O discurso de Obama não pode hoje ser apressadamente confundido com platónicas manifestações de paz a todo o preço, mas insere-se no cumprimento da agenda mediática de aproximação aos grandes apelos tradicionais do sector liberal da opinião pública americana, geralmente bem recebidos no resto do mundo.  Não será possível uma retirada total do dispositivo militar estabelecido numa zona onde os interesses económicos e estratégicos são de decisiva importância, exactamente no momento em que se torna inevitável o abrandar da recente prosperidade russa, a provável total subversão do regime paquistanês e o adiamento sine die da solução do problema nacional iraquiano.

 

As administrações do Partido Democrata, tendem a não fazer coincidir o discurso oficial com a política de intervenção militar nos pontos mais sensíveis do planeta e tal se provou desde 1917 até à intervenção na Bósnia, não nos podendo esquecer de 1941-45, da Coreia, Indochina e do longo conflito no Médio Oriente.
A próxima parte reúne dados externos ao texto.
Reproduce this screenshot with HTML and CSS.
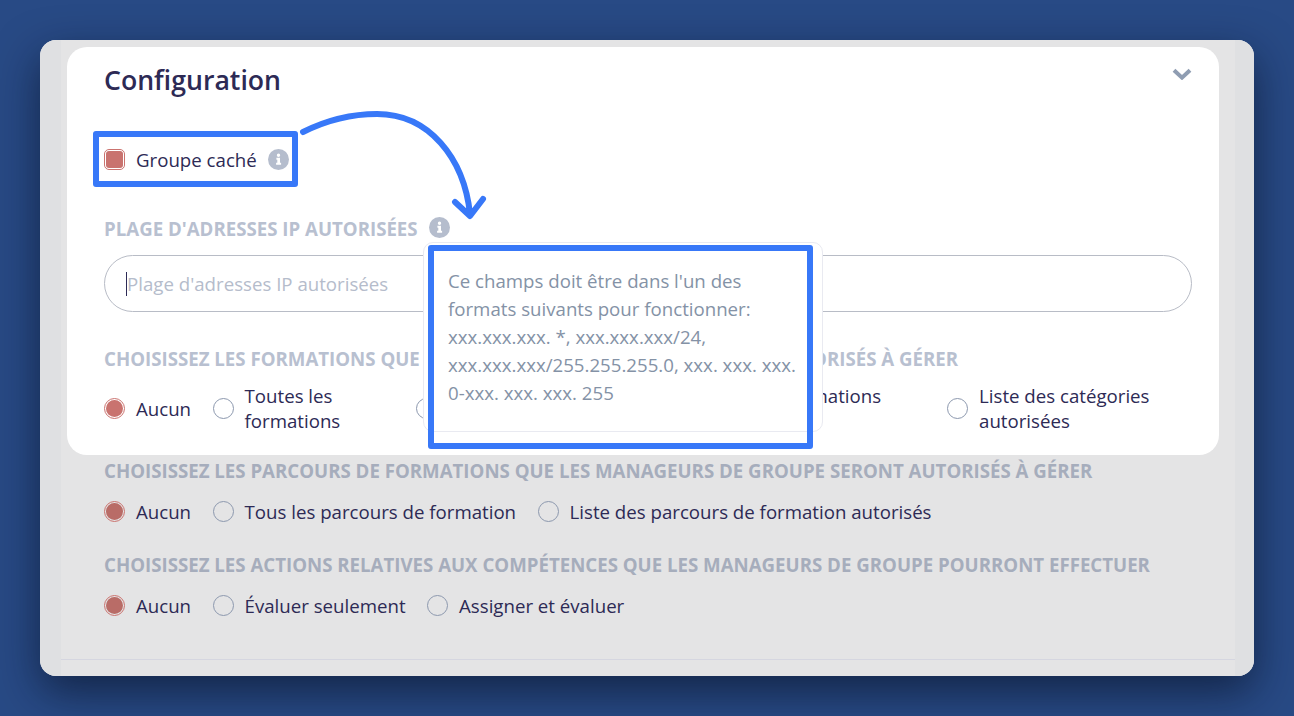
FILE: index.html
```html
<!DOCTYPE html>
<html lang="fr">
<head>
<meta charset="utf-8">
<title>Configuration</title>
<link rel="stylesheet" href="styles.css">
</head>
<body>
<div class="window">
  <div class="strip strip-left"></div>
  <main class="main">
    <section class="card">
      <header class="card-head">
        <h2 class="title">Configuration</h2>
        <svg class="chevron" width="20" height="12" viewBox="0 0 20 12"><path d="M2 2.2 10 9.6 18 2.2" fill="none" stroke="#8f9db2" stroke-width="4"/></svg>
      </header>
      <div class="check-row">
        <span class="checkbox"></span>
        <span class="opt-text">Groupe caché</span>
        <svg class="info" width="21" height="21" viewBox="0 0 21 21"><circle cx="10.5" cy="10.5" r="10.5" fill="#b5bdcd"/><path d="M8.4 8.8h3.6v5h1.1v1.9H8.1v-1.9h1.2v-3.1H8.4zM10.5 4.6a1.7 1.7 0 1 1 0 3.4 1.7 1.7 0 0 1 0-3.4z" fill="#fff"/></svg>
      </div>
      <div class="label-row">
        <span class="label label-light">PLAGE D'ADRESSES IP AUTORISÉES</span>
        <svg class="info" width="21" height="21" viewBox="0 0 21 21"><circle cx="10.5" cy="10.5" r="10.5" fill="#b5bdcd"/><path d="M8.4 8.8h3.6v5h1.1v1.9H8.1v-1.9h1.2v-3.1H8.4zM10.5 4.6a1.7 1.7 0 1 1 0 3.4 1.7 1.7 0 0 1 0-3.4z" fill="#fff"/></svg>
      </div>
      <div class="input">
        <span class="caret"></span>
        <span class="placeholder">Plage d'adresses IP autorisées</span>
      </div>
      <div class="label label-light label-formations">CHOISISSEZ LES FORMATIONS QUE LES MANAGEURS DE GROUPE SERONT AUTORISÉS À GÉRER</div>
      <div class="radios radios-card">
        <label class="opt"><span class="radio on"></span><span class="opt-text">Aucun</span></label>
        <label class="opt opt-all"><span class="radio"></span><span class="opt-text">Toutes les formations</span></label>
        <label class="opt opt-list"><span class="radio"></span><span class="opt-text">Liste des formations</span></label>
        <label class="opt opt-cats"><span class="radio"></span><span class="opt-text opt-cats-text">Catégories de formations autorisées</span></label>
        <label class="opt opt-last"><span class="radio"></span><span class="opt-text">Liste des catégories autorisées</span></label>
      </div>
    </section>
    <section class="group group-first">
      <div class="label">CHOISISSEZ LES PARCOURS DE FORMATIONS QUE LES MANAGEURS DE GROUPE SERONT AUTORISÉS À GÉRER</div>
      <div class="radios">
        <label class="opt"><span class="radio on dim"></span><span class="opt-text">Aucun</span></label>
        <label class="opt"><span class="radio"></span><span class="opt-text">Tous les parcours de formation</span></label>
        <label class="opt"><span class="radio"></span><span class="opt-text">Liste des parcours de formation autorisés</span></label>
      </div>
    </section>
    <section class="group">
      <div class="label">CHOISISSEZ LES ACTIONS RELATIVES AUX COMPÉTENCES QUE LES MANAGEURS DE GROUPE POURRONT EFFECTUER</div>
      <div class="radios">
        <label class="opt"><span class="radio on dim"></span><span class="opt-text">Aucun</span></label>
        <label class="opt"><span class="radio"></span><span class="opt-text">Évaluer seulement</span></label>
        <label class="opt"><span class="radio"></span><span class="opt-text">Assigner et évaluer</span></label>
      </div>
    </section>
    <div class="rule"></div>
  </main>
  <div class="strip strip-right"></div>

  <div class="tooltip">
    <p class="tooltip-text">Ce champs doit être dans l'un des formats suivants pour fonctionner: xxx.xxx.xxx. *, xxx.xxx.xxx/24, xxx.xxx.xxx/255.255.255.0, xxx. xxx. xxx. 0-xxx. xxx. xxx. 255</p>
  </div>
  <div class="mark mark-check"></div>
  <div class="mark mark-tooltip"></div>
  <svg class="arrow" width="200" height="120" viewBox="0 0 200 120"><path d="M4 26C28 14 55 8 78 8 130 8 165 52 171 108M156 96 171 110 184 93" fill="none" stroke="#3878f8" stroke-width="6" stroke-linecap="round" stroke-linejoin="round"/></svg>
</div>
</body>
</html>
```
FILE: styles.css
```css
* { box-sizing: border-box; }
html, body { height: 100%; }
body {
  margin: 0;
  padding: 40px;
  overflow: hidden;
  background: #284a85;
  font-family: "Open Sans", "Liberation Sans", sans-serif;
  color: #2d2a55;
}
.window {
  position: relative;
  display: flex;
  width: 1214px;
  height: 636px;
  border-radius: 16px;
  background: #e4e4e5;
  box-shadow: 0 16px 44px rgba(6, 14, 34, .62);
}
.strip { flex: none; background: #dfe0e2; }
.strip-left { width: 21px; border-radius: 16px 0 0 16px; }
.strip-right { width: 19px; border-radius: 0 16px 16px 0; }
.main { flex: 1; min-width: 0; padding-top: 7px; display: flex; flex-direction: column; }
.card {
  margin: 0 16px 0 6px;
  height: 408px;
  padding: 0 27px 0 37px;
  background: #fff;
  border-radius: 20px;
}
.card-head { display: flex; justify-content: space-between; align-items: flex-start; padding-top: 16px; height: 72px; }
.title { margin: 0; font-size: 26.67px; line-height: 34px; font-weight: 600; color: #2d2a55; }
.chevron { margin: 5px 0 0; }
.check-row { display: flex; align-items: center; height: 32px; margin-top: 24px; }
.checkbox {
  flex: none;
  width: 21px;
  height: 21px;
  padding: 1px;
  border: 1px solid #cb736f;
  border-radius: 5px;
  background: #c9736f content-box;
}
.opt-text { font-size: 18.67px; line-height: 25px; color: #2d2a55; }
.check-row .opt-text { margin-left: 11px; }
.check-row .info { margin-left: 11px; }
.label-row { display: flex; align-items: center; gap: 11px; margin-top: 42px; height: 24px; }
.label-row .info { margin-bottom: 3px; }
.label { font-size: 18.67px; line-height: 24px; font-weight: 700; color: #a6adbc; white-space: nowrap; }
.label-light { color: #b8c0d0; }
.input {
  display: flex;
  align-items: center;
  height: 57px;
  margin-top: 14px;
  padding-left: 21px;
  border: 1px solid #b8bcc6;
  border-radius: 29px;
}
.caret { width: 1px; height: 24px; background: #2d2a55; }
.placeholder { font-size: 18.67px; color: #b5bccb; }
.label-formations { margin-top: 35px; }
.radios { display: flex; align-items: center; gap: 21.5px; margin-top: 16px; }
.radios-card { margin-top: 12px; }
.opt { display: flex; align-items: center; gap: 11px; flex: none; }
.opt-all { width: 181.5px; }
.opt-list { width: 192.5px; }
.opt-cats { width: 296px; }
.opt-cats-text { width: 240px; }
.opt-last { width: 214px; }
.radio {
  flex: none;
  width: 21px;
  height: 21px;
  border: 1px solid #8c98ae;
  border-radius: 50%;
  background: #fff;
}
.group .radio { background: transparent; }
.radio.on, .group .radio.on {
  padding: 1px;
  border-color: #cb736f;
  background: #c9736f content-box;
}
.group .radio.dim { background: #b96c67 content-box; }
.group { padding: 0 0 0 43px; }
.group-first { margin-top: 4px; }
.group + .group { margin-top: 29px; }
.rule { margin-top: auto; margin-bottom: 16px; height: 1px; background: #d5d6e0; }
.tooltip {
  position: absolute;
  left: 383px;
  top: 202px;
  width: 400px;
  height: 190px;
  padding: 24px 19px 0 24px;
  background: #fff;
  border: 1px solid #e9eaf1;
  border-radius: 10px;
}
.tooltip-text { margin: 0; font-size: 18.67px; line-height: 28px; color: #8492a6; }
.mark {
  position: absolute;
  border: 6px solid #3878f8;
  border-radius: 3px;
}
.mark-check { left: 53px; top: 91px; width: 205px; height: 56px; }
.mark-tooltip { left: 388px; top: 205px; width: 385px; height: 204px; }
.arrow { position: absolute; left: 259px; top: 66px; }
```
Também desta vez, não será possível prever uma súbita retirada de efectivos, precisamente quando a região da Ásia central se tornou num essencial peão nos interesses económicos do sector energético, não sendo igualmente desdenhável a sua posição chave onde as principais potências - EUA, Rússia e China - estabelecem as zonas de influência. Obama não pode arriscar e deve hoje compreender as razões que a anterior administração teve na prossecução de uma política aparentemente errónea a todos os níveis.

 

A tradicional incompreensão dos diversos gabinetes do Departamento de Estado no que respeita às realidades sociais, políticas e culturais - a História - de países distantes e desconhecidos para o grande público, tem conduzido os Estados Unidos a grandes desastres sem remédio. A deposição forçada do Kaiser (1918) e a liquidação do conjunto austro-húngaro; os acordos celebrados com a máfia italiana de Nova Iorque que levaria à queda dos Sabóia na Itália, com a imediata instauração de um instável regime de contornos sombrios; a péssima gestão do conflito que opôs Chang-kai chek a Mao; a desastrosa intervenção no Vietname e o desrespeito pelos tradicionais regimes de Phnom-Phen e Vienciana; o estímulo suicida á guerrillha anti-europeia em África; a falta de sensatez da política desenvolvida no Egipto pré-nasseriano, impossibilitando uma satisfatória e atempada resolução do conflito israelo-árabe; o abandono do regime do Xá Reza Pahlevi e a consequente eclosão do integrismo islamita global. São estes, alguns dos resultados de uma política de um século, completamente cega perante as realidades exógenas, mas permanentemente obcecada por princípios onde as grandes tiradas sentimentais de apelo a uma humanidade desinteressada, escondem as comezinhas estratégias delineadas por um omnipresente "mundo de negócios".

 

Obama não recuará, disso estamos certos. Limitar-se-á a um ruidoso espectáculo de mímica, arte em que os americanos primam por indisputada excelência. É o erro da grandeza.

 

O discurso que Obama dirigiu aos iranianos não colheu o resultado previsto. Porquê ? Porque soa a folheto de agência de viagens.